Since 9/11, the Bush administration has been on a fascistic offensive against the rights of the people. Such things as the right to an attorney and attorney-client privilege that have been cosidered established principles of this legal system are being undercut and undermined. And the government’s trial of Lynne Stewart is part of this reactionary offensive.

The hundreds of exhibits presented by the prosecution in the trial consisted largely of secret government surveillance of Mohammed Sattar’s communications—"telephone calls, monitoring his Internet usage and his e- mail account and his fax machine." This spying operation was then used as an excuse to extend the secret surveillance to Lynne Stewart’s meetings with her client.

There is an Orwellian quality to all this. One of the government’s accusations against Stewart is that she tried to distract the guards so that others could communicate secretly with Rahman. How do they supposedly know this? Because, they say, they were videotaping the meetings between Stewart and her client.

In an article on the Counterpunch website, legal scholar Jennifer Van Bergen wrote, "The words she spoke to her client were meant for her client alone and the one who has violated rights here is the Department of Justice. They violated something so sacred that it can hardly be spoken without somehow losing the value of it: they violated the attorney/client privilege. The DOJ violated this privilege by listening in on her conversations with her client, which they then took out of context and tried to make into a monstrous thing. But is anyone prosecuting them for this violation? No."

In response to the government charges that she violated the Special Administrative Measures against Rahman, Stewart has insisted that her obligations as a defense attorney were what she considered of primary importance.

Stewart told the radio program Democracy Now the day after her conviction: "We thought about this for a while before we made the press release [on Rahman’s views on the ceasefire], and it was considered that it was important to him, considered important to our handling of the case, that this press release be made to keep him a figure on the world stage. If we had lost that, we would not have had any bargaining power, we would not be able to do anything that would move him from this really torturous situation in which he was being held—a blind, sick man who did not speak any English. These prison regulations, these SAMs, said, you know, ‘If you break these regulations, you may be cut off from your client.’ That was our greatest concern, that we would be cut off from the client. The idea of prosecution never entered our minds. But the fact of the matter is, even with what has happened, it was the right decision. You can’t start saying, ‘Well, maybe I will do this, but I won’t do that.’ It has to be that, within the rules of ethics, what vigorously and zealously defending a client means. You carry through on it, and you do so wholeheartedly."

Also on Democracy Now , Stewart’s attorney, Michael Tigar, pointed to further implications of such government restrictions on prisoner communications: "The only way that we will ever get to the bottom of the American concentration camp abuses at Gitmo [the U.S. military prison at Guantánamo, Cuba] and Abu Ghraib is that if lawyers for these prisoners are permitted to tell their stories to the world.
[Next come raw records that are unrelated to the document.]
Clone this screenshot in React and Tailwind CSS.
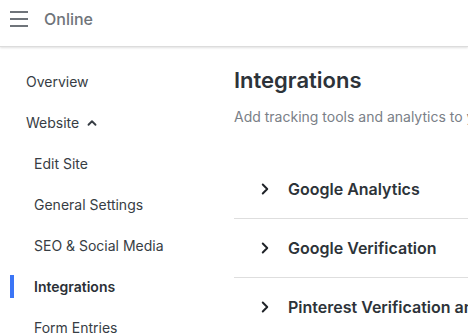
import { ChevronRight, ChevronUp } from 'lucide-react';

const subItems = ['Edit Site', 'General Settings', 'SEO & Social Media', 'Integrations', 'Form Entries'];
const integrations = ['Google Analytics', 'Google Verification', 'Pinterest Verification and Tracking'];

function App() {
  return (
    <div className="h-[335px] w-[468px] overflow-hidden bg-white font-['Inter',sans-serif] text-[#373d44]">
      <header className="flex h-[47px] items-center border-b border-[#dcdcdc] pb-[9px] shadow-[0_1px_2px_rgba(0,0,0,0.12)]">
        <div className="ml-[10px] flex w-[18px] flex-col gap-[5px]">
          <span className="h-[2px] bg-[#6f747a]" />
          <span className="h-[2px] bg-[#6f747a]" />
          <span className="h-[2px] bg-[#6f747a]" />
        </div>
        <span className="ml-[16px] text-[16px] font-medium text-[#6f747a]">Online</span>
      </header>

      <div className="flex">
        <nav className="w-[234px] shrink-0 pt-[14px] text-[14px]">
          <div className="flex h-[41px] items-center pl-[26px]">Overview</div>
          <div className="flex h-[41px] items-center gap-[6px] pl-[26px]">
            Website
            <ChevronUp className="h-[14px] w-[14px]" strokeWidth={3.2} />
          </div>
          {subItems.map((item) => (
            <div className="relative flex h-[41px] items-center pl-[34px]" key={item}>
              {item === 'Integrations' && (
                <span className="absolute left-[10px] top-[9px] h-[23px] w-[4px] bg-[#3b75f6]" />
              )}
              <span className={item === 'Integrations' ? 'font-semibold text-[#2b3036]' : ''}>{item}</span>
            </div>
          ))}
        </nav>

        <main className="min-w-0 flex-1 pt-[19px]">
          <h1 className="whitespace-nowrap text-[22px] font-semibold leading-[28px] text-[#2d3339]">Integrations</h1>
          <p className="mt-[13px] whitespace-nowrap text-[14px] leading-[20px] text-[#7a8087]">
            Add tracking tools and analytics to your website
          </p>
          <div className="mt-[33px]">
            {integrations.map((name) => (
              <div className="flex h-[59px] items-center border-b border-[#dedede] pl-[22px]" key={name}>
                <ChevronRight className="h-[18px] w-[18px] shrink-0 text-[#1f2328]" strokeWidth={2.6} />
                <span className="ml-[14px] whitespace-nowrap text-[16px] font-semibold text-[#2d3339]">{name}</span>
              </div>
            ))}
          </div>
        </main>
      </div>
    </div>
  );
}

export default App;
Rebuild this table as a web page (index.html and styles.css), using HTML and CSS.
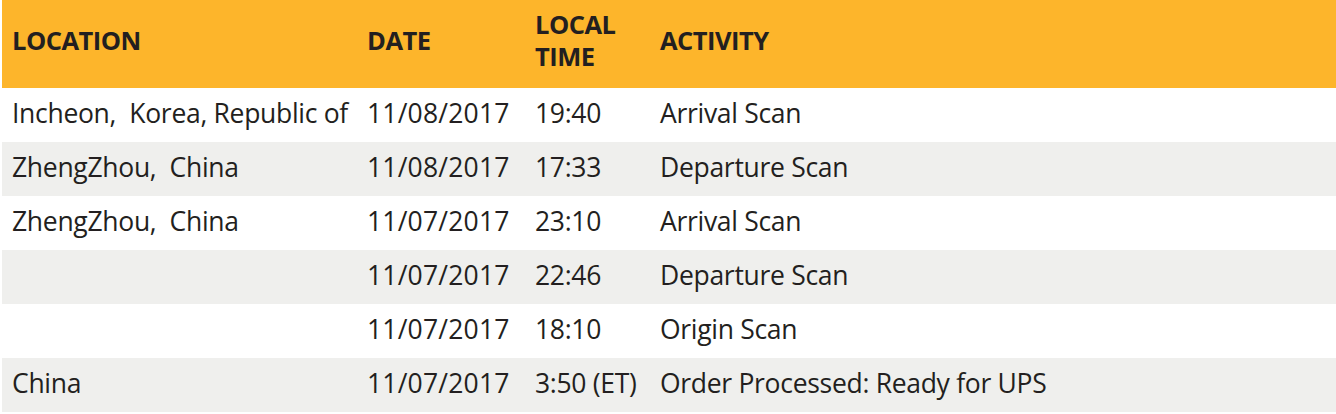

If the government can shut off that communication, which they have attempted to do over and over and over again, these activities will continue in secret— blessed as they are by the highest officials of government in a country which has for the first time in its history given a cabinet job to a fellow [referring to Alberto Gonzales—RW] who says that the Geneva Convention is obsolete."


Because of her conviction on felony charges, Lynne Stewart was immediately disbarred, or deprived of her status as an attorney. She told Democracy Now , "That is my greatest sense of loss—that I will be cut off from this profession that I love and that I feel I have served—and I have served people who had no voice."

The conviction of Lynne Stewart is sending reverberations through the entire legal community. Criminal defense lawyer Jed Stone said, "This verdict is a chilling attack on criminal defense lawyers. The government is telling us, ‘Don’t get involved in cases of people alleged to be terrorists. If you do, you will pay a heavy cost.’ Whatever you think of the individual or the allegations, just like everyone, these people need a defense lawyer, perhaps even more so. But the government doesn’t want lawyers to handle those kinds of cases."

In the face of this "chilling attack," some are stepping back, even saying that Lynne Stewart may have "crossed the line." Others are taking a principled stand of supporting Stewart and condemning the conviction.

Defense lawyer Stanley Cohen said, "I don’t think that there’s a political lawyer in this country who doesn’t believe that the government has a plan to target the lawyers who do what we do and to silence us. If anything, it [Stewart’s conviction] will make us more determined."

A statement issued by the National Lawyers Guild on February 10 quotes Guild President Michael Avery: "The U.S. Department of Justice was resolute from day one in making a symbol out of Lynne Stewart in support of its campaign to deny people charged with crimes of effective legal representation. The government is bent on intimidating attorneys from providing zealous representation to unpopular clients. The National Lawyers Guild strongly urges its own members and other defense lawyers to continue to proudly represent clients who are openly critical of government policies. We will not be intimidated and this prosecution has only strengthened our resolve to oppose the repressive attacks this government has made on the civil liberties of everyone in this country. We will also continue to stand by Lynne Stewart."

The National Lawyer’s Guild has called for a National Day of Outrage in response to the Lynne Stewart verdict for Thursday, February 17.